For the chocolate layer; place coconut oil, honey and vanilla in a double boiler (a bowl placed over a pot of simmering water) and melt until combined. Add the cacao powder and whisk until it's smooth, probably only about 30 seconds, make sure not to overcook it. Take your base out of the freezer and pour the chocolate mixture over the caramel and spread with a spatula. Sprinkle with the crushed nuts and place in the freezer for another 5 minutes or so.



Serve with some whipped coconut cream or berries of your choice.
Leftovers can be stored covered in the fridge for about 5 days.

Friday, May 16, 2014

Chewy double chocolate cookies

This cookies are sooo good and easy to make. I wouldn't say they're healthy considering they have quite a lot of coconut sugar in them but compared to the alternatives in the store they are much better. I love Paleomg for putting up the recipe for these beauties.

Ingredients
makes about 13-15 cookies
240 ml thick almond butter (make sure it's not too oily)
240 ml coconut sugar
1 egg, whisked
120 ml unsweetened cocoa powder
1 tsp baking soda
1 tsp vanilla extract
pinch of salt
60-120 ml chopped dark chocolate

Preheat oven to 180 degrees Celsius
In a large bowl, mix together almond butter and coconut sugar using a large spoon. Then add the egg and mix again until well combined.
Add 60 ml cocoa powder at a time. It's probably easier to use your hands from now on since the batter is quick thick. Add all the cocoa powder and completely combine.
Then add baking soda, vanilla, salt and chopped chocolate. Combine until everything is well mixed.
Scoop out around 2 tablespoons of dough and make into a round ball. Place on an oven tray lined with baking paper. This dough will create about 13-15 cookies that size.
Use a fork to press the cookies down just slightly. Don't press them down too much because they’ll come apart when they bake so be careful.
Place them into the oven and bake for 10 minutes.
Remove from oven and let them cool for about 5-10 minutes before removing them from the baking paper as they can easily come apart when they're hot.
Enjoy!!


Tuesday, May 13, 2014

Spicy meat soup

I really like soups, especially when it is getting a bit colder and darker outside around this time of the year.
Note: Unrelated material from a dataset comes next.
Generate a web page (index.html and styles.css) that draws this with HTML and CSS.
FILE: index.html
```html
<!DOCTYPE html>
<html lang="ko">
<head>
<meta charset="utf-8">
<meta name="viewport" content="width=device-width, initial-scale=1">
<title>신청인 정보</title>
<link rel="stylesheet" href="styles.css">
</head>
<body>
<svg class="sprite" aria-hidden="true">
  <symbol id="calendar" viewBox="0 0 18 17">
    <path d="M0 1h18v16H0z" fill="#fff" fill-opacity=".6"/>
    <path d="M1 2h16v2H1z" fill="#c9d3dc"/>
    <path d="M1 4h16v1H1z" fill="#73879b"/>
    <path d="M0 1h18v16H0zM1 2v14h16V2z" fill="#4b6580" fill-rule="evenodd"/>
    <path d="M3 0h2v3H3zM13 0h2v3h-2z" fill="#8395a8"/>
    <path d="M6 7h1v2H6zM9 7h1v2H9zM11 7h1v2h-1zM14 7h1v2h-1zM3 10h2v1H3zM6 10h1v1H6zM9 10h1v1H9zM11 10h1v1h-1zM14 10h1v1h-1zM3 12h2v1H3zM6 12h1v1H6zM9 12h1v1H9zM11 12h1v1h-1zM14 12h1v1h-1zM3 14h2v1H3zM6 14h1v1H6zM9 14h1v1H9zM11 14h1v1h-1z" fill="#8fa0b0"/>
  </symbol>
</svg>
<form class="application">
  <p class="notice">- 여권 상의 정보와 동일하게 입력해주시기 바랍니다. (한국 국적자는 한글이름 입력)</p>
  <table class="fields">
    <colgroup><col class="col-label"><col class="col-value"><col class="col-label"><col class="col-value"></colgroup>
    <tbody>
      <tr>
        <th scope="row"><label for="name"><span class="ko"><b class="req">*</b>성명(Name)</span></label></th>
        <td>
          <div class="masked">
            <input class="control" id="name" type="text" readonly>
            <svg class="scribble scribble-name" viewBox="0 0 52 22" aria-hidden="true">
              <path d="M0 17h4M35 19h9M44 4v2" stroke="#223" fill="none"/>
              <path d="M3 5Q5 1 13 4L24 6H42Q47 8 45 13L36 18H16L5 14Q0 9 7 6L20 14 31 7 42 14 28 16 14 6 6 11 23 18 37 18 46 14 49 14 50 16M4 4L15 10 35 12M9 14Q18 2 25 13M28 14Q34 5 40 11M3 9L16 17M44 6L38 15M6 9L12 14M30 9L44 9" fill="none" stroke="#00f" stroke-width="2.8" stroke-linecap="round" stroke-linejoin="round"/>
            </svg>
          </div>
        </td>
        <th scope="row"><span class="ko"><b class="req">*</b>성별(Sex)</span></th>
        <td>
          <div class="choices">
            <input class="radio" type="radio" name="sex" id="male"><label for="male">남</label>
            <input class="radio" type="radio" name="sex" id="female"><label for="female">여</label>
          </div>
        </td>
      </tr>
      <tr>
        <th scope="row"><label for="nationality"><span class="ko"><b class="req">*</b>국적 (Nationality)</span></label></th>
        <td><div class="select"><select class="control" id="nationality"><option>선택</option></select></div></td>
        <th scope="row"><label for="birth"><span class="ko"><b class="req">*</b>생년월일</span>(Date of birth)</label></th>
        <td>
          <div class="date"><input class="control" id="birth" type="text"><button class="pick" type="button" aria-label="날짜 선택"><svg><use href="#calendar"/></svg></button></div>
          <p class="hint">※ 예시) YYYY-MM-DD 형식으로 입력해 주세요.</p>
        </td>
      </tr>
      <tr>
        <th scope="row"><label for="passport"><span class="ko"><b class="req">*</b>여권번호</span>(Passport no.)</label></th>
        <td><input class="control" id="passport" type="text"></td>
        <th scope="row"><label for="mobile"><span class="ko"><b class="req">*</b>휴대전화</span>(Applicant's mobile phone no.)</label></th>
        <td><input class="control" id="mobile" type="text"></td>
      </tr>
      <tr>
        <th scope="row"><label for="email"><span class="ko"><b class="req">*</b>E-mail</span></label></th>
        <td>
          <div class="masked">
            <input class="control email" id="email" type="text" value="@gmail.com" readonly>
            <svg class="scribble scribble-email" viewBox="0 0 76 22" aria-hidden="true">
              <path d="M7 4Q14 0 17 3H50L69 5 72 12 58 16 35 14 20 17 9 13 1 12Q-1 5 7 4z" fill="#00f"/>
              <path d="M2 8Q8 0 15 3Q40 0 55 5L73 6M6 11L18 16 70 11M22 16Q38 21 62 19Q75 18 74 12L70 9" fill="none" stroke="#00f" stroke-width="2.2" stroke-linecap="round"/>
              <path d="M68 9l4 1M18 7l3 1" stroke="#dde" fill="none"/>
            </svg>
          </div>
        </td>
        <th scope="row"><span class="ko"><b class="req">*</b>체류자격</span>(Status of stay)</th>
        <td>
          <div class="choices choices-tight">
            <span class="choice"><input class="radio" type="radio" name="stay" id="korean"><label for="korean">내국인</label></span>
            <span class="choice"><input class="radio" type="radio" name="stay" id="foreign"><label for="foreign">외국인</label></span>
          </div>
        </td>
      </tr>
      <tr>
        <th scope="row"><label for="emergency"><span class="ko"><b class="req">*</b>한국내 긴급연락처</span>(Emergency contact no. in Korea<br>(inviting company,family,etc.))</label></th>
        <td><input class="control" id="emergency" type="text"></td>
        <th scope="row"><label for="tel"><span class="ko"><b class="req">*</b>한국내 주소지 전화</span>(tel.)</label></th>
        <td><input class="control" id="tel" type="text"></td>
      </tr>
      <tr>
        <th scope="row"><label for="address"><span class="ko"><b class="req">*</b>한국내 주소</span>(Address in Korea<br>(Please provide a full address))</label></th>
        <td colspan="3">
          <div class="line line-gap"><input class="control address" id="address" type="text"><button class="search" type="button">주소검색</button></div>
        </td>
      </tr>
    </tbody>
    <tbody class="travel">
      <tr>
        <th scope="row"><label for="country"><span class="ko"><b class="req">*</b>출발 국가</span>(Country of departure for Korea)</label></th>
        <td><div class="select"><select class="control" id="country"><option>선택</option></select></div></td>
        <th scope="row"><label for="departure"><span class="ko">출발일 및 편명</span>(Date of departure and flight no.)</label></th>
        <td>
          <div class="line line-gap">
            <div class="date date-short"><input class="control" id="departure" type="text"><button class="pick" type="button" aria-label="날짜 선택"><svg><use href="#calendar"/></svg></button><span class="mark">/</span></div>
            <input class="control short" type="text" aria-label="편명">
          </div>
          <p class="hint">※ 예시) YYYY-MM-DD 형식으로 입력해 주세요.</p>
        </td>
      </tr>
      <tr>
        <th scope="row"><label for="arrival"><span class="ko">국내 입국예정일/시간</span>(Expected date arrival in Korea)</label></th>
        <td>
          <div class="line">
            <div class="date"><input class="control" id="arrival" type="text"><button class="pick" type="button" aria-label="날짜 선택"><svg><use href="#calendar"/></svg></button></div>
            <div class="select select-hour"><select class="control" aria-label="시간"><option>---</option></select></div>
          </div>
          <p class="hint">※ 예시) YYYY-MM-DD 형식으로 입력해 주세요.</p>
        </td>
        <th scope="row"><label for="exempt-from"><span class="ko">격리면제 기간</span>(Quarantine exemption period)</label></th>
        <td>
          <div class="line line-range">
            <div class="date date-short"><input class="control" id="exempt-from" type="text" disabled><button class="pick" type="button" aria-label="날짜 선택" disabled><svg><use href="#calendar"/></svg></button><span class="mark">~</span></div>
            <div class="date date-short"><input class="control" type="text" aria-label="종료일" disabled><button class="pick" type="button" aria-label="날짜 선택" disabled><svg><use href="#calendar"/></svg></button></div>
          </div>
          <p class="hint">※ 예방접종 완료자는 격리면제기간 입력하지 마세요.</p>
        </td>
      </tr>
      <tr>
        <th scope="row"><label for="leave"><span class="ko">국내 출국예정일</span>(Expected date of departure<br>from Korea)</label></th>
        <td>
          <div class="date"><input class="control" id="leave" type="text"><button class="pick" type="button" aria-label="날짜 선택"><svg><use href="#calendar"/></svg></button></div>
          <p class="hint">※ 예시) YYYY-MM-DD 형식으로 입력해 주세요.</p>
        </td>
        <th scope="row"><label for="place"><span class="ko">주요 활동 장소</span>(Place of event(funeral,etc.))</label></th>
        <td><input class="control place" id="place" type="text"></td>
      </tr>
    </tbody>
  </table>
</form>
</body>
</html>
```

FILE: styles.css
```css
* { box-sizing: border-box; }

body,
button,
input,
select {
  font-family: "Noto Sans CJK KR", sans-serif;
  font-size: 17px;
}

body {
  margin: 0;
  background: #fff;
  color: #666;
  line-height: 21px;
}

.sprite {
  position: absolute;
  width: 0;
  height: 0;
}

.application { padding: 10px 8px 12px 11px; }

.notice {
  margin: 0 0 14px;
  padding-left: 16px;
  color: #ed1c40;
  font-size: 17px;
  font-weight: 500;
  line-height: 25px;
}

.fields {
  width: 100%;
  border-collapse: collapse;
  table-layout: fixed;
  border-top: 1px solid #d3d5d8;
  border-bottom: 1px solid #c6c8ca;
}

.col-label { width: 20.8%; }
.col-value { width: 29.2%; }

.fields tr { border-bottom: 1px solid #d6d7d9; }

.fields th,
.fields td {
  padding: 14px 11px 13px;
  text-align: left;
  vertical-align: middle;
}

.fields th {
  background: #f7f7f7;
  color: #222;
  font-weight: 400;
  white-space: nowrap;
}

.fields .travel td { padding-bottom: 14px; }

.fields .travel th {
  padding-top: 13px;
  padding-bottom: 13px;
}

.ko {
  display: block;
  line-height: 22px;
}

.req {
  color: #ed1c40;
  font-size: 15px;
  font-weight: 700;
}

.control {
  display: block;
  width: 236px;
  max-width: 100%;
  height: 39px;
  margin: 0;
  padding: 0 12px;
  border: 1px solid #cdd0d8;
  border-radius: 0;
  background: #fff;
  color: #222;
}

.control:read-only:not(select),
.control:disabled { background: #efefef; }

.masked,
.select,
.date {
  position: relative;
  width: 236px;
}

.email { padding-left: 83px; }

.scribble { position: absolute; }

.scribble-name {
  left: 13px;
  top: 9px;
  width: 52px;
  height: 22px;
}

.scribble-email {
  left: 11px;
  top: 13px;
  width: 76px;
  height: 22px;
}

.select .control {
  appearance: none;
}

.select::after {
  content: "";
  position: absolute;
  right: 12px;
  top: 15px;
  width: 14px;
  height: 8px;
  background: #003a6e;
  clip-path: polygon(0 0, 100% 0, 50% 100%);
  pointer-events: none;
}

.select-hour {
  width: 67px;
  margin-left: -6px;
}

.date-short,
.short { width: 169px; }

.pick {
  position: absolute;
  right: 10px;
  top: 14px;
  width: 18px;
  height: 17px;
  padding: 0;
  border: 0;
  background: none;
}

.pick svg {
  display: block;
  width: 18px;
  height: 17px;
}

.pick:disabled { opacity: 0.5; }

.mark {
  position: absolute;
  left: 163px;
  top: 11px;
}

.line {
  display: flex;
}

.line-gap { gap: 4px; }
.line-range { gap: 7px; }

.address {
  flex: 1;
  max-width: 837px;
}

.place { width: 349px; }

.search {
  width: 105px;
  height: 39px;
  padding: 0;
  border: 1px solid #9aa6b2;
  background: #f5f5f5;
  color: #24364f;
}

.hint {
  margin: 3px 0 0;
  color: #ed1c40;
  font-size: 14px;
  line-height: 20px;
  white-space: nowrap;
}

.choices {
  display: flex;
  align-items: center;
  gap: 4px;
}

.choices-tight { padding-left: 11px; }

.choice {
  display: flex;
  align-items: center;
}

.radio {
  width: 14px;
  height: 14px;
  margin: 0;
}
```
I however sometimes just feel like vegetable soup of some kind (i.e. pumpkin) whilst my other half wants some more protein in them. So I found this recipe on Under vart tak and decided to give it a try. I think we were both very happy with the result. I added some cauliflower to the recipe for some extra veggies.

Ingredients
serves 4
500 g mince meat
125 g bacon
1 onion
2 carrots
1/4 head of cauliflower
690 g tomato passata (or crushed tomatoes)
400 ml coconut milk
100 ml stock
2-3 garlic cloves
½ red chili
3 tsp paprika powder
1 tsp cumin powder
1 tsp salt (or herbal salt)
pinch of black pepper
pinch of cayenne pepper (or as much as you think you can handle)
handful of fresh parsley
handful of fresh basil
butter, olive or coconut oil to fry in

Peel and finely chop the onion.
Grate the carrot and the cauliflower with the big grater.
Fry the onion and other veggies in a big pot with your choice of grease.
Chop the bacon to small pieces and add these to the pot. Fry them for a few minutes.
Add the mince meat and let it all fry together until the mince meat is cooked through.
Finely chop the chili and crush the garlic and add this to the pot.
Add the tomato passata and the coconut milk.
Add the spices and mix around. Finally add the fresh herbs and let it all simmer for a few minutes until all the flavours are mixed through and the soup is hot.